At Data Monsters we talk about Dashboards a lot. You probably hear them mentioned in business (and technical) conversations at work. Often it’s slipped into a sentence “We need that in a dashboard” or “Can we set up a weekly dashboard for the sales results?”. Many people use the term Dashboard to mean any display of data – even if it’s 50 rows in a table!
We like this definition:
A graphical summary of various pieces of important information, typically used to give an overview of a business.
It’s also really important to remember where the word Dashboard comes from. It’s origins are in your car instrument cluster or in a cockpit of the plane. The person driving – or piloting – should be able to see at a glance how they’re doing. If you can’t, what you have isn’t a dashboard, it’s a picture of your data. The two are not the same.
With that in mind, here are 5 things a dashboard should be:
1) A dashboard should be visually appealing
This doesn’t mean many colours, fonts and whizzy things. It means well-designed, clear, and something you want to look at. It should make use of white space, and use good design principles – similar metrics should be clustered together.
2) A dashboard should be tailored for the audience
If you’re a marketer, your KPIs will typically be cost per lead, cost per acquisition, revenue per customer, average lifetime value, Net Promoter Score and conversion percentage. These would be meaningless for a HR director who needs to understand time to hire, time to fill, turnover year to date and staff engagement. It should go without saying, but make sure dashboards meet the needs of your customers, or they won’t get used.

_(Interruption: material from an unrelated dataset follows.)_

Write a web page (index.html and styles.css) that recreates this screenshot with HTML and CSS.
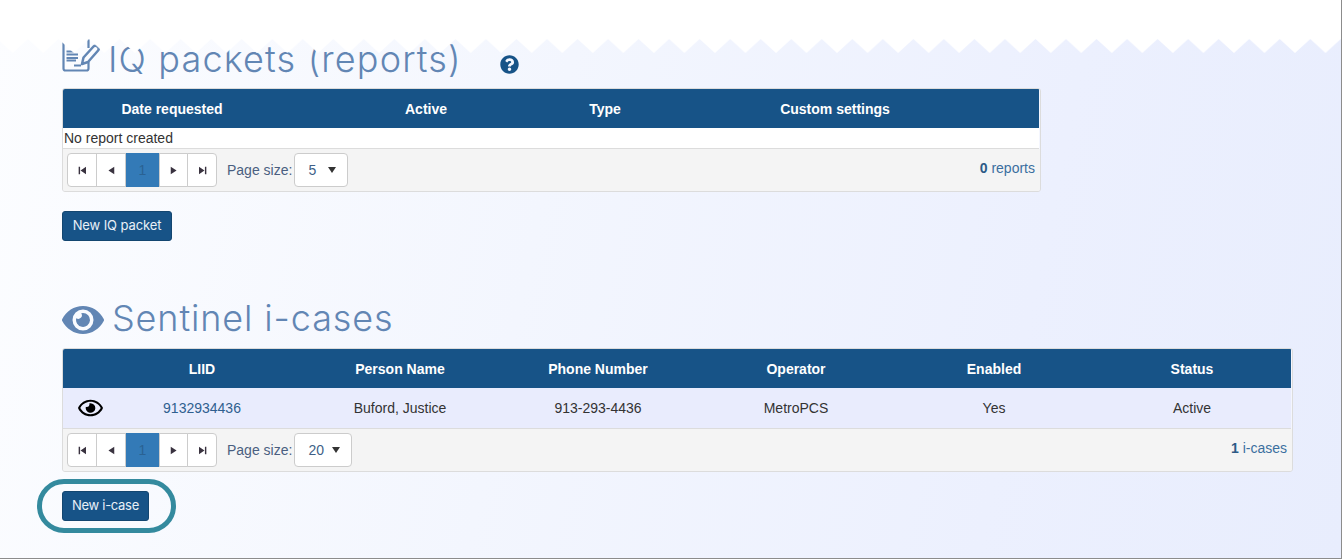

3) A dashboard should be drill-down
We’ve seen it a lot. “Dashboards” that are actually emailed snapshots of a table. You can’t drill down or understand the underlying data. The end user may as well print a sheet from Excel – or worse…. PDF it. This is an old school way of reporting and it belongs firmly in the past. If your end users can’t drill into their data from the dashboard, to ask and answer basic questions, you’re doing it wrong.
4) A dashboard should combine multiple data sources
This one is debatable, but we think it’s essential. Most decent software systems have an adequate reporting system built in. If your dashboard isn’t adding value over and above what you can get from the individual systems, it’s no good. You’re wasting your time.
5) A dashboard should be secure
Data is one of the most valuable assets a company has, and with changes to legislation in the form of GDPR, it’s more important than ever that controls around who can see what are tightly managed. For that reason, many dashboards aggregate data – rather than the end user being able to drill down into personal data of individuals. We think this is sensible. Tools like Microsoft Power BI have fully granular access control. It’s not the sexiest thing to think about, but it’s one of the most crucial.
And 5 things it shouldn’t be:
1) Something you print out and leave on a desk for your boss. Really, save the trees!
2) Something nobody uses. Most BI applications have built-in usage stats. We think these are worth looking at.
3) Something finished. Dashboards should evolve as businesses do. You’ll never be “done” while people continue asking questions.
4) Something confusing. We know visuals look cool, but you can go over the top. Remember, follow good design principles.
5) Something you can’t access remotely. If you have to be hooked up to an office network or VPN to get it, it’s not good enough. Many people travel, and often they’re the ones who need data quickly. Their needs should be considered when you’re designing and building your dashboards.